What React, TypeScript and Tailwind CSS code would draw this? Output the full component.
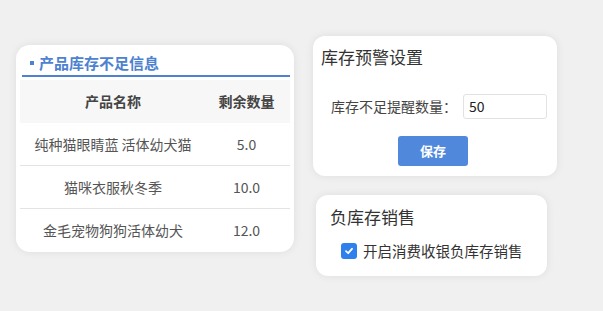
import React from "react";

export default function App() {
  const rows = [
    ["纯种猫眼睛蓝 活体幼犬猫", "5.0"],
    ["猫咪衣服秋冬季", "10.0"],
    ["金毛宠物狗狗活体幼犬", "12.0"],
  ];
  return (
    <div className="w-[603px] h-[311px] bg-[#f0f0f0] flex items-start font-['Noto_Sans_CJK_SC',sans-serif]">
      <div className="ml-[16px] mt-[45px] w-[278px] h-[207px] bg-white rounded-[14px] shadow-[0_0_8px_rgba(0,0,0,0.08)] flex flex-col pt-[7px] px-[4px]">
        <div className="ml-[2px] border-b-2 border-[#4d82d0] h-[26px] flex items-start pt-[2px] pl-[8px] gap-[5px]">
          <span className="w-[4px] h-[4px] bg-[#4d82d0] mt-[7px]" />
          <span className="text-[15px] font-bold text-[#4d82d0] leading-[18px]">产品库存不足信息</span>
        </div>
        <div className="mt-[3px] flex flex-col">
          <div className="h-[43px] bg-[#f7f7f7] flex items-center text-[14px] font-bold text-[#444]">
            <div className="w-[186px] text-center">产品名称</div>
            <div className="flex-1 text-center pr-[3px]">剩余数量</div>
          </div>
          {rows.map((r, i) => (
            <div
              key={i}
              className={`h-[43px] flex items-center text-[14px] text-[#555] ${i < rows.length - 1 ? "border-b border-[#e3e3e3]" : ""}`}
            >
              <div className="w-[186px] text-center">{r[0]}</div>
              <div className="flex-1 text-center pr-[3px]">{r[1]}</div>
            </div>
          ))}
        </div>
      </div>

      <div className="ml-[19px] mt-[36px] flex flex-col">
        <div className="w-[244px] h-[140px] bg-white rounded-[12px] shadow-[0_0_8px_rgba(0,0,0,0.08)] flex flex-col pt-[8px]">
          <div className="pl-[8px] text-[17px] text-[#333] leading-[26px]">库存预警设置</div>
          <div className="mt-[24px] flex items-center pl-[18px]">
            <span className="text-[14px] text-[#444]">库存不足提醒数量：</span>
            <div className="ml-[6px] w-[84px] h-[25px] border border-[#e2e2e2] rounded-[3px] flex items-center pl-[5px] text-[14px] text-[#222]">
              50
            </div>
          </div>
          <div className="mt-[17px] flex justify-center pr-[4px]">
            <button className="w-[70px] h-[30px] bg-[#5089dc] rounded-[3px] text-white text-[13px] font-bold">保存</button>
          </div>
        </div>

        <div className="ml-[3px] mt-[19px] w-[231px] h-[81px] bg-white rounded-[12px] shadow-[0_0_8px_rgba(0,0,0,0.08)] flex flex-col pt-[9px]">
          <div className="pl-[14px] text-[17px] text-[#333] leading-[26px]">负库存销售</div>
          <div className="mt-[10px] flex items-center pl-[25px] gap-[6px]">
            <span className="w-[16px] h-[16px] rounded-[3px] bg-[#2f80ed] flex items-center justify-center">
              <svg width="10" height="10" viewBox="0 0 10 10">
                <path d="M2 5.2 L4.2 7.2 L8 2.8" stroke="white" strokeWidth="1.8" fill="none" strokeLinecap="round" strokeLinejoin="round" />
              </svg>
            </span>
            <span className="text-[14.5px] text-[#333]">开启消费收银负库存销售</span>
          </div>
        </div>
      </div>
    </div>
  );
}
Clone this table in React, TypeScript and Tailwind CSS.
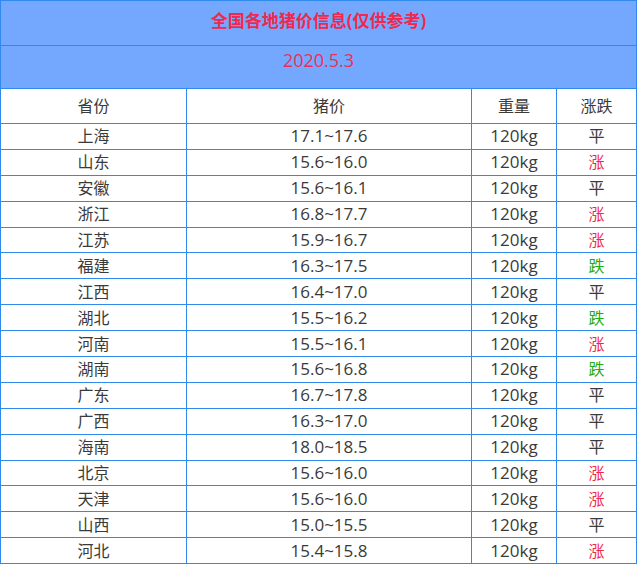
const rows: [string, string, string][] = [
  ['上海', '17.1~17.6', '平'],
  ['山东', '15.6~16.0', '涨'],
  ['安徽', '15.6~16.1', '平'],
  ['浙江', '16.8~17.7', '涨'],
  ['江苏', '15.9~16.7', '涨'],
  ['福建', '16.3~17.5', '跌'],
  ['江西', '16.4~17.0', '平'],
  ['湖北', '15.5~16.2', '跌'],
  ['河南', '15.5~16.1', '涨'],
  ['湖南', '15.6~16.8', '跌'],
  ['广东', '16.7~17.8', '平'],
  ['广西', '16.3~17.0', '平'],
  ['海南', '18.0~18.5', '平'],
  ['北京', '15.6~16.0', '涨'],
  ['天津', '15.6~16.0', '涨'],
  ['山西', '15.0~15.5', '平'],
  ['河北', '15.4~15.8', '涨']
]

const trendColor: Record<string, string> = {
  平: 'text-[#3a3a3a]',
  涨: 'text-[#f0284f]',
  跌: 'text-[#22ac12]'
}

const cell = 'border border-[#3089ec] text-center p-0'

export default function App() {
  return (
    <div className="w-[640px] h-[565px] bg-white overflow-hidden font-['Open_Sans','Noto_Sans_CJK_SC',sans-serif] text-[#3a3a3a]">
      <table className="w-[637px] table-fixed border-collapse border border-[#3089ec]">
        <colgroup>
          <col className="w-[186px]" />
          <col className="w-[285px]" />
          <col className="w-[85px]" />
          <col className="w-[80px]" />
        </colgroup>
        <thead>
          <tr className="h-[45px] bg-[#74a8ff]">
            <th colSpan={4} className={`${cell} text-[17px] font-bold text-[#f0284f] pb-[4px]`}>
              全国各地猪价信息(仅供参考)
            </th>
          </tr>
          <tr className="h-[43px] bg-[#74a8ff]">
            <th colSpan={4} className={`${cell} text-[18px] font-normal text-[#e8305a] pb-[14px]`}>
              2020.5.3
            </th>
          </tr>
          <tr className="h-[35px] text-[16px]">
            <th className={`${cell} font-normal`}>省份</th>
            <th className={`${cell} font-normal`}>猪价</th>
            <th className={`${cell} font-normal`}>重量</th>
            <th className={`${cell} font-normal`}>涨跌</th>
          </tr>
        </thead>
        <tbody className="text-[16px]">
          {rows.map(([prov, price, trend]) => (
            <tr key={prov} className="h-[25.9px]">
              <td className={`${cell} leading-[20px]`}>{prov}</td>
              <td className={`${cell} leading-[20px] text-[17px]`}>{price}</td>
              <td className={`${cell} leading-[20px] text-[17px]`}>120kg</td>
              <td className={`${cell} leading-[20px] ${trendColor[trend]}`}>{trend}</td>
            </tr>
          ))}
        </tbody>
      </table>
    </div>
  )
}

-=-=-=-=-

Pictures are excluded; extract exactly the lines from the start of the data through the line that holds "import React from", both ends included.

▶ EXPECTED OUTPUT:
What React, TypeScript and Tailwind CSS code would draw this? Output the full component.
import React from "react";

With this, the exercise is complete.